Almost five years ago, two girl friends and I sat in a corner booth of what was then a new bar along Emerald Avenue in Ortigas. We hadn’t been night owls and party girls for a while (having left all that in those post-college days when the newfound-purchasing power supplied by newly minted entry-level jobs), so the cocktails were making us heady at 7:30 in the evening. Drink after drink, the cold cocktail glasses left damp water rings on the brown paper placemats. There, under the watchful eye of a framed John Cusack carrying a dinosaur of a boombox in The Sure Thing (who, unlike our gimmick-girl habits, we had not yet outgrown), we drew the lives we wanted to have on the placemats. On the back of each other’s drawings, or what many people call “vision boards”, we signed notes of support.
My drawing had airplanes (to summon more travel into my life), books (to help me imagine future volumes to my name), and of course, and a house on the beach surrounded sand and palm groves (after all, who doesn’t want to live by sea?). And because we are who are friends are, my two girl friends, Maya and Apol, had similar aspirations on their drawings — adventures in foreign lands, stories and books (written by them) and other passion projects, and interesting times in love and life.
Five years and many drawings later, I am amazed at how the power of visualization can help us write our own personal narratives. Five years since that night, I am amazed to find that we are living the lives we had drawn with crooked lines, on flimsy brown paper. In October, Maya, who is now based in Singapore as an editor of a travel magazine, is also launching a novel to be published by Marshall Cavendish in Singapore. Maya is the author of Summit Book’s bestselling chick lit novel, The Breakup Diaries. I can’t spill the beans just yet, but this much I can say: Her new book, entitled Undercover Tai Tai, promises unrelenting fun in the world of espionage, glamour, and super deluxe spa sessions.

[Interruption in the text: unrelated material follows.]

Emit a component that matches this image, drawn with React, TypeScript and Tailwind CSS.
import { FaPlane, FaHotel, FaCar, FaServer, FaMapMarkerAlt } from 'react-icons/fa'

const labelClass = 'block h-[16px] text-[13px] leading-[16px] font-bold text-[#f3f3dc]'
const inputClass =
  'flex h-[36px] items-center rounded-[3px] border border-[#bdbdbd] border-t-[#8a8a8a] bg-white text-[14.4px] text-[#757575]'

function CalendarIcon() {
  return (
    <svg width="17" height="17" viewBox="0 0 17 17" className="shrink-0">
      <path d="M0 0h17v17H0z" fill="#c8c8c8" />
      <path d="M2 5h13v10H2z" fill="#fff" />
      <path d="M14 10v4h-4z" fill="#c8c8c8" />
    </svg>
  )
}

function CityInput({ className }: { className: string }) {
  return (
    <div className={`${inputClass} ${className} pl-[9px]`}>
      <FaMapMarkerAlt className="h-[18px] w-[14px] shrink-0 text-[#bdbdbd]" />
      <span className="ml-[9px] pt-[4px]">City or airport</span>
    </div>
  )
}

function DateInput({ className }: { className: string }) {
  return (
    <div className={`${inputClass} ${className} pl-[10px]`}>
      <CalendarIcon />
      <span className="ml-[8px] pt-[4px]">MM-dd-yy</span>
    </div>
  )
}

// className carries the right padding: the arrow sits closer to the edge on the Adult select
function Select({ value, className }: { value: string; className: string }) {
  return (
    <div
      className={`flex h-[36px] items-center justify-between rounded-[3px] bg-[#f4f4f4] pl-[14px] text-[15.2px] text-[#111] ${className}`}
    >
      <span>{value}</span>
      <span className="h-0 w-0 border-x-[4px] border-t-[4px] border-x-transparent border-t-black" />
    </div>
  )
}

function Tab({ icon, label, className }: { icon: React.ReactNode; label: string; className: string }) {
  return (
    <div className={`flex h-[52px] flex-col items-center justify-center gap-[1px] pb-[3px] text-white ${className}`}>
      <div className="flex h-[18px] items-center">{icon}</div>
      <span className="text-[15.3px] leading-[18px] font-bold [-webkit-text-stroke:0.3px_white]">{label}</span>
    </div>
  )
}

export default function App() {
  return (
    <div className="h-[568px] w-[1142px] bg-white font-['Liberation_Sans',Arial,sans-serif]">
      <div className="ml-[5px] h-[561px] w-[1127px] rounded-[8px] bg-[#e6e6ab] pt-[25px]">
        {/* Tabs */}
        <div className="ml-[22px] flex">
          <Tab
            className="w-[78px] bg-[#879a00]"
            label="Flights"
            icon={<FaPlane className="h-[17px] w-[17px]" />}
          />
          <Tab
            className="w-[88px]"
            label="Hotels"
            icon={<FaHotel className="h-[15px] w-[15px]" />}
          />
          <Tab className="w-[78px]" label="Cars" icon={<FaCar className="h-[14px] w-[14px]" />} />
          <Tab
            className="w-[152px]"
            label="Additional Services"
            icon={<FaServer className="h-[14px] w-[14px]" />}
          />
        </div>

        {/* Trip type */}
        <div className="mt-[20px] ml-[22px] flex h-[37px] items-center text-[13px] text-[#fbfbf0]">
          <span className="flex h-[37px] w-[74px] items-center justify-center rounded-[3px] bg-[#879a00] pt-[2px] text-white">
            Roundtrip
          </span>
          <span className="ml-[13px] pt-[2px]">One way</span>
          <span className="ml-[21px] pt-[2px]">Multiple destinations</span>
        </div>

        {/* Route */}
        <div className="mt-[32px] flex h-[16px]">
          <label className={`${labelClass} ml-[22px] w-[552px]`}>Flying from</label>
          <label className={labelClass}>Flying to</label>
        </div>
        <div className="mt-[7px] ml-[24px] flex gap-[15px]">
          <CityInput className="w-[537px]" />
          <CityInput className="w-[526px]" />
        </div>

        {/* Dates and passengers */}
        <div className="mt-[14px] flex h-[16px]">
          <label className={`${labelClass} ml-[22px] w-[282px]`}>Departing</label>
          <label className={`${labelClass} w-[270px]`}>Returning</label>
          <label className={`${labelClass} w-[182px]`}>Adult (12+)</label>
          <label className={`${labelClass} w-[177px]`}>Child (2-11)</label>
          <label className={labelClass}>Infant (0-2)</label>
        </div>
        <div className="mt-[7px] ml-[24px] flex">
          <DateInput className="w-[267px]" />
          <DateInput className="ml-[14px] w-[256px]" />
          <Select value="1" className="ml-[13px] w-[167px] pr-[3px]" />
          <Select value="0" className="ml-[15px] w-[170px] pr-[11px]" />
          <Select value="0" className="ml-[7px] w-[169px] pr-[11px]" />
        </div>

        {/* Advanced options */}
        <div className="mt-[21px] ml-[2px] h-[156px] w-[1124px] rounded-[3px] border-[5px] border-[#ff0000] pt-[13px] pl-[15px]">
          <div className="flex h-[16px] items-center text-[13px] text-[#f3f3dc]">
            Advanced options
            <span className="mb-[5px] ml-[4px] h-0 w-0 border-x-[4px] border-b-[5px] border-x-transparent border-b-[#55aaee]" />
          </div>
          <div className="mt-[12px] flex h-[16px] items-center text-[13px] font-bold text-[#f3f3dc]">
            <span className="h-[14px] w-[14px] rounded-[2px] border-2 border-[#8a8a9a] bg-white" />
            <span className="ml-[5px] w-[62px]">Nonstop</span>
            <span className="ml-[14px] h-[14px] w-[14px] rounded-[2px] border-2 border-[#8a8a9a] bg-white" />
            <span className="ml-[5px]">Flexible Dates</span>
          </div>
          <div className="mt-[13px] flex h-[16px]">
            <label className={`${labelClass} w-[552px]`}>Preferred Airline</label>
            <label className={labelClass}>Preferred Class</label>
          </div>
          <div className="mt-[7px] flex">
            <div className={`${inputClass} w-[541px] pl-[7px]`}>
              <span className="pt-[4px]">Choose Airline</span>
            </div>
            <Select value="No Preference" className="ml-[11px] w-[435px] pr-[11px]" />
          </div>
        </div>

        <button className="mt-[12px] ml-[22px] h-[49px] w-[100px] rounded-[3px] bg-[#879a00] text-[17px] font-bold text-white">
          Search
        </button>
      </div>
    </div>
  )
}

Apol, on the other hand, must have drawn her travel images pretty clearly five years ago — she has moved several time zones away, and into the postcard perfect region we’ve all come to know quite well via Peter Mayle’s books: Provence, in the South of France. She’s always been a no-holds-barred kind of girl, so when the time came to transplant herself into married life, in a new place with a whole new culture and an entirely different language, she became the very embodiment of nangangareer. In less than three years, she learned the language and acquired the lifestyle, set up a business of handmade products (drool over them at www.lapomme.etsy.com), and even wrote a book about it. Provenciana, which chronicles her adventures — both hilarious and moving — in the South of France, is set to hit bookstores in Metro Manila this month.
As for myself, every week I’ve found a way to try to do as my friends do and contribute to the greater narrative of the Pinay — for better or worse — in a space called Yellow Light in Supreme. A year later, perhaps the column head needs a little bit of explaining. The goals I set for myself have always been flashing the green light (whenever I feel the weight of frustration bear down, I whisper to myself, no matter how worn and raspy-voiced from trying too hard, “Go lang nang go!”). A yellow light allows me to pause, think, consider alternatives, or just wax philosophical to buy myself more time.
It’s been a year of almost weekly pausing and thinking, considering the alternatives and waxing philosophical about life as a thirtysomething in the city, and whatever these thoughts may amount to, they’re all part of the a process of finding personal satisfaction. And perhaps part of a future book. As the great Nora Ephron says, “Everything is copy.”